DATA EXTRACT |
— start —
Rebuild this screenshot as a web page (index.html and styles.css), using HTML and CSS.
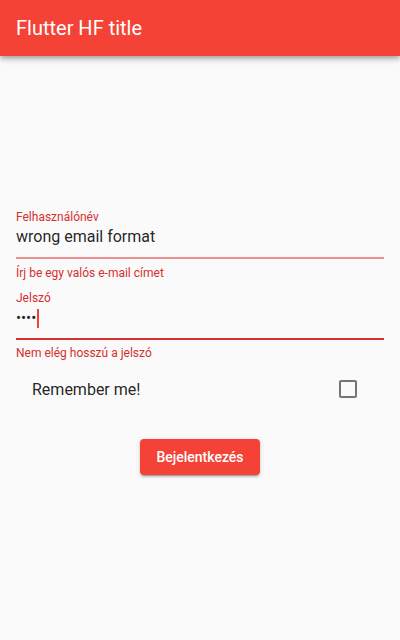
FILE: index.html
```html
<!DOCTYPE html>
<html lang="hu">
<head>
<meta charset="utf-8">
<title>Flutter HF title</title>
<link rel="stylesheet" href="styles.css">
</head>
<body>
<header class="appbar">
  <h1 class="appbar-title">Flutter HF title</h1>
</header>
<main class="form">
  <div class="field">
    <div class="field-label">Felhasználónév</div>
    <div class="field-input">wrong email format</div>
    <div class="underline underline-error"></div>
  </div>
  <div class="field-error">Írj be egy valós e-mail címet</div>

  <div class="field">
    <div class="field-label">Jelszó</div>
    <div class="field-input"><span class="dots">••••</span><span class="cursor"></span></div>
    <div class="underline underline-focused"></div>
  </div>
  <div class="field-error field-error-focused">Nem elég hosszú a jelszó</div>

  <div class="remember">
    <span class="remember-text">Remember me!</span>
    <span class="checkbox"></span>
  </div>

  <div class="actions">
    <button class="btn" type="button">Bejelentkezés</button>
  </div>
</main>
</body>
</html>
```
FILE: styles.css
```css
html, body {
  margin: 0;
  padding: 0;
}
body {
  background: #fafafa;
  font-family: Roboto, "Noto Sans", sans-serif;
  width: 400px;
  height: 640px;
  overflow: hidden;
}
.appbar {
  height: 56px;
  background: #f44336;
  display: flex;
  align-items: center;
  padding: 0 16px;
  box-shadow: 0 2px 4px -1px rgba(0,0,0,0.2), 0 4px 5px 0 rgba(0,0,0,0.14), 0 1px 10px 0 rgba(0,0,0,0.12);
  position: relative;
  z-index: 1;
}
.appbar-title {
  margin: 0;
  color: #fff;
  font-size: 20px;
  font-weight: 400;
  line-height: 24px;
}
.form {
  padding: 153px 16px 0;
}
.field-label {
  font-size: 12px;
  line-height: 16px;
  color: #d32f2f;
}
.field-input {
  font-size: 16px;
  line-height: 24px;
  color: rgba(0,0,0,0.87);
  display: flex;
  align-items: center;
  height: 24px;
  margin-bottom: 8px;
}
.underline {
  height: 2px;
}
.underline-error {
  background: #ea9090;
}
.underline-focused {
  background: #d32f2f;
}
.dots {
  font-size: 15px;
  color: #222;
}
.cursor {
  display: inline-block;
  width: 2px;
  height: 19px;
  background: #f44336;
  margin-left: 1px;
}
.field-error {
  margin-top: 6px;
  margin-bottom: 9px;
  font-size: 12px;
  line-height: 16px;
  color: #d32f2f;
}
.field-error-focused {
  margin-top: 5px;
  margin-bottom: 4px;
}
.remember {
  height: 48px;
  display: flex;
  align-items: center;
  justify-content: space-between;
  padding: 0 27px 0 16px;
}
.remember-text {
  font-size: 16px;
  color: rgba(0,0,0,0.87);
}
.checkbox {
  box-sizing: border-box;
  width: 18px;
  height: 18px;
  border: 2px solid #757575;
  border-radius: 2px;
}
.actions {
  display: flex;
  justify-content: center;
  margin-top: 26px;
}
.btn {
  height: 36px;
  padding: 0 16px;
  border: none;
  border-radius: 4px;
  background: #f44336;
  color: #fff;
  font-family: Roboto, sans-serif;
  font-size: 14px;
  font-weight: 500;
  box-shadow: 0 3px 1px -2px rgba(0,0,0,0.2), 0 2px 2px 0 rgba(0,0,0,0.14), 0 1px 5px 0 rgba(0,0,0,0.12);
}
```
— end —
WORK TO COMPLETE |
What is the number of lines in the data above that include the word "styles"? Answer with that number only.

ANSWER BELOW |
3